The new highs seem to be sending a message that this is the last chance for most borrowers to benefit from a refinance.
Total mortgage application volume rose 2.9 percent last week compared with the previous week, according to the Mortgage Bankers Association's seasonally adjusted index. Volume was 15.5 percent lower than the same week one year ago, when interest rates were nearly a full percentage point lower.
Applications to refinance a home loan increased 3 percent from the previous week but were still 34.5 percent lower than the same week one year ago. Interest rates have been so low for so long that most homeowners who are eligible have already refinanced to near record-low rates. For those looking to pull cash out of their homes, given the recent increases in home values and equity, higher rates mean it is better to take out a second loan rather than lose a low rate on a first mortgage.
The average contract interest rate for 30-year fixed-rate mortgages with conforming loan balances ($453,100 or less) increased to its highest level since April 2011, 4.97 percent from 4.88 percent, with points increasing to 0.47 from 0.44 (including the origination fee) for loans with 20 percent down payments.
"Rates rose last week as investors looked past US-China trade tariffs and towards this week's Fed meeting," said Joel Kan, an MBA economist. "Treasury yields increased 8 basis points for the week, as the growth outlook for the US remained positive, and data on housing starts and home sales showed a reprieve after a few months of weak results."
Mortgage applications to purchase a home also rose 3 percent for the week and were 4 percent higher compared with the same week one year ago. More listings are finally coming onto the market, which may be helping to boost sales. Home prices are still very high and continue to rise, albeit at a slower pace than they did earlier this year.

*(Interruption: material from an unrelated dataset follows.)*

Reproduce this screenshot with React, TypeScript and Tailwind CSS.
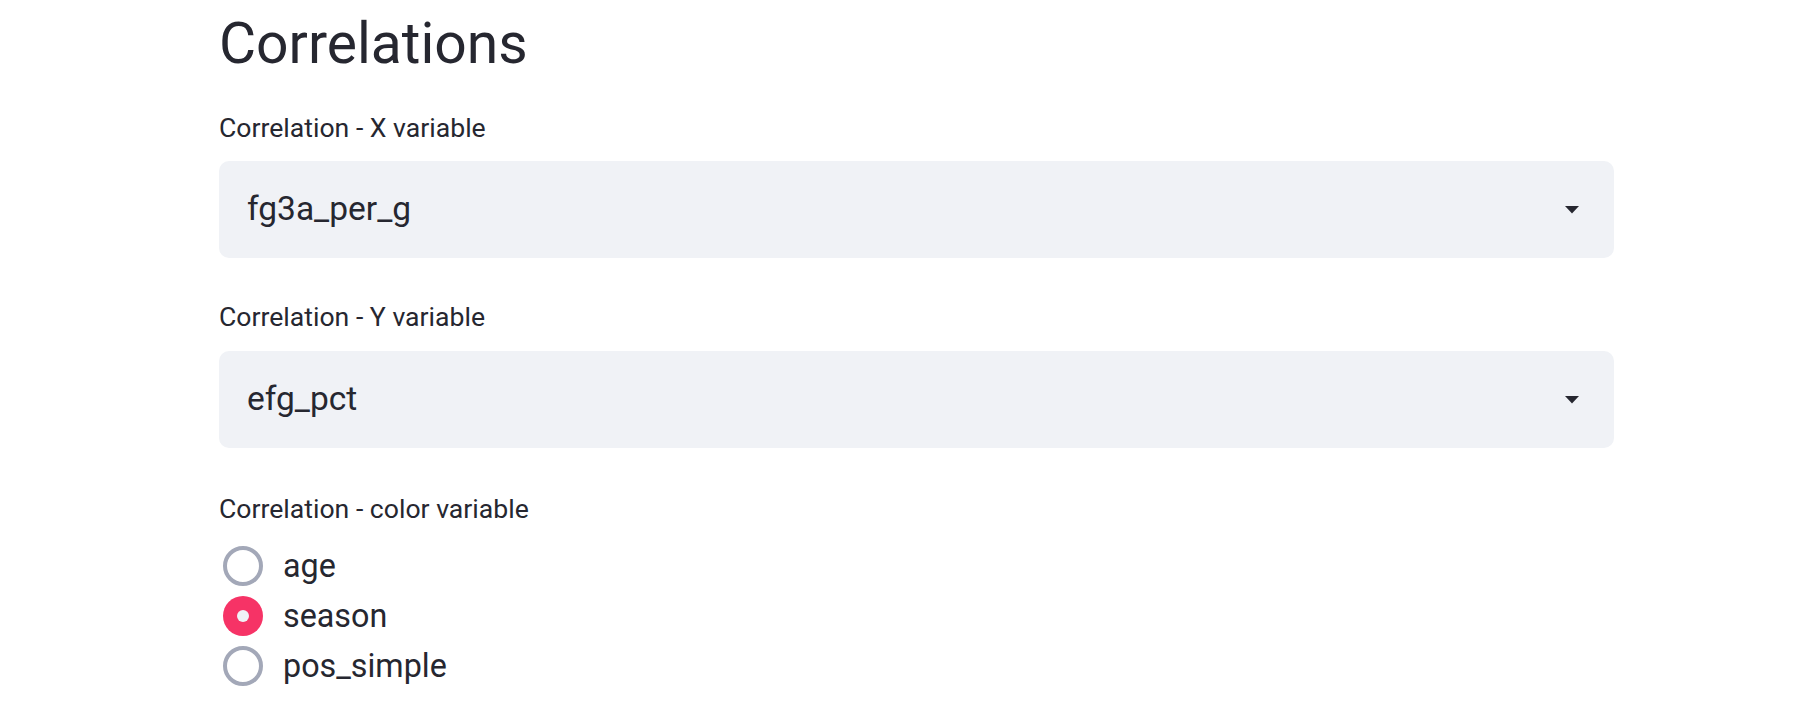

Given the high demand for housing, mortgage volume should be considerably higher, but rising mortgage rates are eating away at already strained affordability. Freddie Mac is now forecasting total sales for 2018 will be slightly lower than last year.
"Unfortunately, too many would-be buyers continue to be tripped up by not enough affordable supply and the one-two punch of much higher home prices and mortgage rates," said Sam Khater, Freddie Mac's chief economist. "Prospective buyers are being squeezed the most where demand is the strongest: the entry-level portion of the market. While price appreciation is welcomingly starting to ease in many markets, weakening affordability continues to hamper overall activity."